Bent u ook van het geloof?

ds. Johan M. Zijlstra • 90 - 2014 • Uitgave: 15/16
’t Was op een zondagavond. Ik reisde per trein vanuit het midden van ons land naar het westen, op weg voor een dienst waarin ik zou spreken. Vanaf Utrecht deelde ik mijn coupé met een dame van, naar mijn inschatting, middelbare leeftijd. Ze was blijkbaar blij een medepassagier gevonden te hebben, ze liet mij tenminste geen tijd wat te lezen.

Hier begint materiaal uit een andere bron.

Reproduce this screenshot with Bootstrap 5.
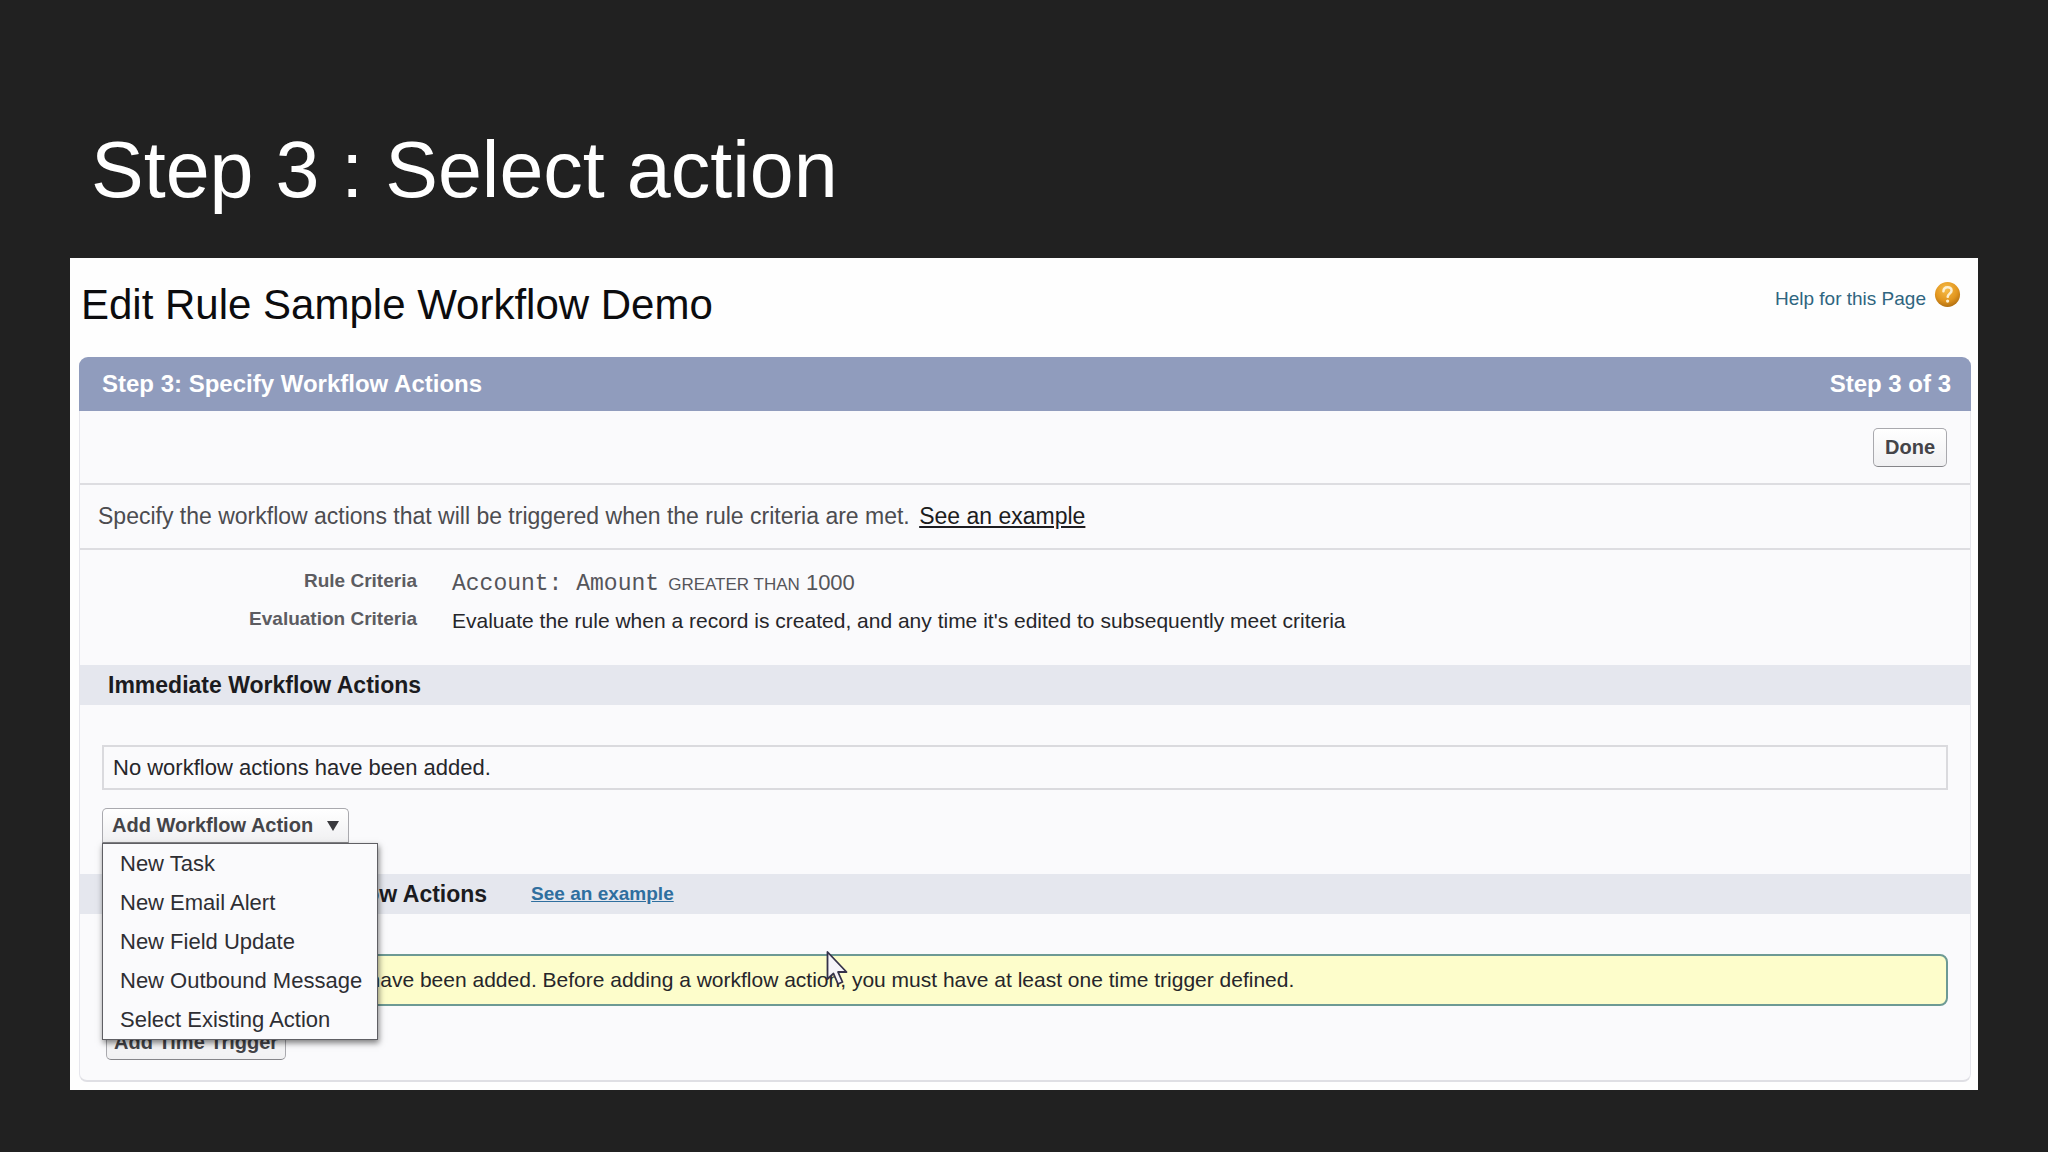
<!DOCTYPE html>
<html lang="en">
<head>
<meta charset="utf-8">
<meta name="viewport" content="width=device-width, initial-scale=1">
<title>Step 3 : Select action</title>
<link href="https://cdn.jsdelivr.net/npm/bootstrap@5.3.0/dist/css/bootstrap.min.css" rel="stylesheet">
<style>
  body { background: #212121; color: #26262a; font-family: "Liberation Sans", Arial, sans-serif; font-size: 21px; line-height: 38px; }
  .slide { padding: 122px 70px 63px; }
  .slide-title { font-size: 79px; line-height: 96px; font-weight: 400; color: #fff; margin: 0 0 40px 21px; }
  .sheet { background: #fefefe; padding: 22px 7px 8px 9px; }
  .rule-title { font-size: 42px; line-height: 50px; font-weight: 400; color: #0c0c0e; margin: 0 0 27px 2px; }
  .help-link { font-size: 19px; line-height: 24px; color: #2f6580; padding: 7px 10px 0 0; gap: 8px; }
  .help-link svg { width: 27px; height: 27px; margin-top: -6px; }
  .panel { background: #fafafc; border: 1px solid #e6e6ec; border-bottom: 2px solid #dfdfe4; border-radius: 9px 9px 8px 8px; }
  .panel-bar { background: #909cbd; color: #fff; font-size: 24px; line-height: 54px; font-weight: 700; margin: -1px -1px 0; padding: 0 20px 0 23px; border-radius: 9px 9px 0 0; }
  .panel-bar h2 { font: inherit; margin: 0; }
  .rule-line { border-bottom: 2px solid #dddde1; }
  .done-row { height: 74px; padding: 0 23px; }
  .intro { font-size: 23px; line-height: 63px; padding: 0 18px; color: #4c4c50; }
  .intro a { color: #1c1c20; margin-left: 3px; }
  .criteria { padding: 14px 0 25px; }
  .criteria-row { height: 38px; }
  .criteria dt { width: 337px; text-align: right; font-size: 19px; line-height: 33px; color: #5c5c61; }
  .criteria dd { margin: 0 0 0 35px; }
  .criteria .expr { color: #55555a; font-size: 22px; }
  .criteria .field-name { font-family: "Liberation Mono", monospace; font-size: 23px; line-height: 1; margin-right: 3px; }
  .criteria .operator { font-size: 17px; }
  .section-bar { background: #e5e7ee; line-height: 40px; padding: 0 28px; }
  .section-bar h3 { font-size: 23px; line-height: 40px; font-weight: 700; margin: 0; color: #1b1b20; }
  .section-bar a { font-size: 19px; font-weight: 700; color: #2f6f9f; }
  .time-bar { gap: 44px; }
  .section-body { padding: 40px 22px 0; }
  .empty-box { font-size: 22px; border: 2px solid #dadade; line-height: 41px; padding: 0 9px; margin-bottom: 18px; }
  .time-box { background: #fdfdcb; border: 2px solid #6d9a94; border-radius: 8px; line-height: 48px; padding: 0 72px; margin-bottom: 19px; }
  .btn-sf { font-size: 20px; font-weight: 700; line-height: 33px; color: #444448; padding: 0 7px; border: 1px solid #a9a9ae; border-bottom-color: #858589; border-radius: 5px; background: linear-gradient(#fff, #f0f0f2); }
  .btn-done { line-height: 37px; padding: 0 11px; }
  .btn-menu { border-radius: 5px 5px 0 0; padding: 0 9px; gap: 14px; }
  .btn-menu svg { width: 12px; height: 10px; }
  .dropdown { margin-bottom: 31px; }
  .action-menu { top: 100%; left: 0; width: 276px; padding: 0; margin: 0; border: 1px solid #5f5f64; border-radius: 0; background: #fafafc; box-shadow: 1px 3px 6px rgba(0,0,0,.5); --bs-dropdown-font-size: 22px; }
  .action-menu .dropdown-item { line-height: 39px; padding: 0 17px; color: #2e2e33; }
  .trigger-row { padding: 0 4px 20px; }
  .pointer { left: 722px; top: -6px; width: 23px; height: 37px; }
</style>
<script src="https://cdn.jsdelivr.net/npm/bootstrap@5.3.0/dist/js/bootstrap.bundle.min.js" defer></script>
</head>
<body>
<main class="slide">
  <h1 class="slide-title">Step 3 : Select action</h1>
  <div class="sheet">
    <header class="d-flex justify-content-between align-items-start">
      <h2 class="rule-title">Edit Rule Sample Workflow Demo</h2>
      <a href="#" class="help-link d-flex text-decoration-none">Help for this Page
        <svg viewBox="0 0 28 28" aria-hidden="true">
          <defs><radialGradient id="amber" cx=".45" cy=".3" r=".75"><stop offset="0" stop-color="#f7bd4a"/><stop offset=".6" stop-color="#e2961f"/><stop offset="1" stop-color="#a8680f"/></radialGradient></defs>
          <circle cx="14" cy="14" r="13" fill="url(#amber)"/>
          <path d="M9.8 10.6c.2-5.6 8.600-5.400 8.400-.6-.1 3-3.800 3.200-4 6.400" fill="none" stroke="#fdf0d2" stroke-width="2.600" stroke-linecap="round"/>
          <circle cx="14.100" cy="20.800" r="1.700" fill="#fdf0d2"/>
        </svg>
      </a>
    </header>

    <section class="panel">
      <div class="panel-bar d-flex justify-content-between">
        <h2>Step 3: Specify Workflow Actions</h2>
        <span>Step 3 of 3</span>
      </div>
      <div class="done-row rule-line d-flex justify-content-end align-items-center">
        <button type="button" class="btn btn-sf btn-done">Done</button>
      </div>
      <div class="intro rule-line">Specify the workflow actions that will be triggered when the rule criteria are met. <a href="#">See an example</a></div>

      <dl class="criteria mb-0">
        <div class="criteria-row d-flex">
          <dt>Rule Criteria</dt>
          <dd class="expr"><span class="field-name">Account: Amount</span> <span class="operator">GREATER THAN</span> 1000</dd>
        </div>
        <div class="criteria-row d-flex">
          <dt>Evaluation Criteria</dt>
          <dd>Evaluate the rule when a record is created, and any time it's edited to subsequently meet criteria</dd>
        </div>
      </dl>

      <div class="section-bar"><h3>Immediate Workflow Actions</h3></div>
      <div class="section-body">
        <div class="empty-box">No workflow actions have been added.</div>
        <div class="dropdown d-flex">
          <button type="button" class="btn btn-sf btn-menu d-flex align-items-center" aria-expanded="true">Add Workflow Action
            <svg viewBox="0 0 12 10" aria-hidden="true"><path d="M0 0h12L6 10z" fill="#3a3a3e"/></svg>
          </button>
          <ul class="dropdown-menu action-menu show">
            <li><a class="dropdown-item" href="#">New Task</a></li>
            <li><a class="dropdown-item" href="#">New Email Alert</a></li>
            <li><a class="dropdown-item" href="#">New Field Update</a></li>
            <li><a class="dropdown-item" href="#">New Outbound Message</a></li>
            <li><a class="dropdown-item" href="#">Select Existing Action</a></li>
          </ul>
        </div>
      </div>

      <div class="section-bar time-bar d-flex"><h3>Time-Dependent Workflow Actions</h3><a href="#">See an example</a></div>
      <div class="section-body">
        <div class="time-box position-relative">No workflow actions have been added. Before adding a workflow action, you must have at least one time trigger defined.
          <svg class="pointer position-absolute" viewBox="0 0 23 37" aria-hidden="true"><path d="M1.500 2v27l6-5.500 4.500 10.500 4.500-2-4.500-10h8.500z" fill="#f6f4fa" stroke="#35324a" stroke-width="1.800" stroke-linejoin="round"/></svg>
        </div>
        <div class="trigger-row d-flex"><button type="button" class="btn btn-sf">Add Time Trigger</button></div>
      </div>
    </section>
  </div>
</main>
</body>
</html>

Ze sprak eerst – zo gaat dat – over het weer. U kent dat wel, dat het te koud, te nat was voor de tijd van het jaar. Nou zou ik daar wel wat tegenin kunnen brengen omdat wij een zeeklimaat hebben, maar daar gaat het niet om, dat zou ze zelf ook wel geweten hebben. Even later schakelde mijn medereizigster over op de regering, die maakte er maar een potje van. En toen vertelde ze mij dat ze ‘goddank’ nog veel hobby’s had. Dat laatste, te weten dat ‘goddank’, knoopte ik goed in mijn oren. Ik nam me voor daar nog op in te gaan.

‘Goddank’
Al pratend – over het een en het ander – ontdekte zij plotseling een gouden kruisje op één van de revers van mijn colbertjasje. “O, ik zie het,” zo vervolgde ze, “u bent van het geloof.”
“Helemaal waar mevrouw, dat ben ik.”
“Van welk geloof bent u?”
“Ik geloof dat Jezus Christus in de wereld is gekomen voor u en voor mij, dat Hij in de wereld is gekomen om ons mensen Zijn liefde aan te bieden, ons te redden, zalig te maken, ons tot ware bestemming wil laten komen.”
En toen biechtte mijn medereizigster wat op. “Vroeger was ik ook van het geloof, ik was van het remonstrantse geloof.”
“Och,” antwoordde ik, “dat doet er minder toe, waar het om gaat is te geloven in Jezus Christus, ongeacht onze vroegere of huidige kerkelijke achtergrond.”
Maar nu bekende zij nog meer. “Nee, ik ben eigenlijk atheïst.”
Ik kon niet nalaten daarop te reageren met: “Zo, dat valt me nogal van u tegen.”
Ja, en hoewel haar tong al los was gekomen, werd ze door die opmerking van mij gestimuleerd om gretig in te gaan op wat ik zei. “Van mij tegen? Waarom dan?”
“Nou, u zei me zojuist dat u ‘goddank’ nog hobby’s had. Daaruit meende ik op te mogen maken dat u God dankbaar bent en Hem dat ook zegt.”
“Had ik dat woord niet mogen gebruiken?”
“Eigenlijk is wat u zei voor u niet waar.”
Enfin, ik zal u het gesprek in zijn geheel besparen. Mijn reisgenote wilde wat meer van mij weten, of ik getuige van Jehova was, en zo niet wat dan wel. “Laten we het daar maar op houden, de God die ik dien, in Wie ik geloof, wordt ook wel Jehova genoemd, maar als u met die naam een beperkte groep in ons land bedoelt, dan moet ik u zeggen dat ik daar geen deel van uit maak.”

Van het geloof
Wat worden er vaak, zomerlezers, dingen gezegd en woorden gebruikt waarbij niet wordt nagedacht. Wat wordt de naam van God makkelijk gebruikt als een holle frase.
Goddank dat…
God mag weten waar…
Bij God…

Maar wat zeker is, het bestaan van God en Zijn gift aan de wereld, aan u en mij, hoeft voor niemand een holle klank of een leeg te woord te blijven. Integendeel, het mag een rijke inhoud krijgen. U en ik, wij mogen ‘Goddank’ van het geloof zijn. Wat een belofte, wat een zekerheid dat ‘wie in de Zoon gelooft, het eeuwige leven ontvangt’.
U lezer, bent u van het, van dat geloof? Bent u tot de belijdenis gekomen van: Ik geloof dat Jezus Christus de Zoon van God is? Als u van ‘het’ geloof bent, Goddank!
Niet? Kies dan vandaag, kies vandaag voor ‘het’ geloof en stel uw vertrouwen op Jezus Christus.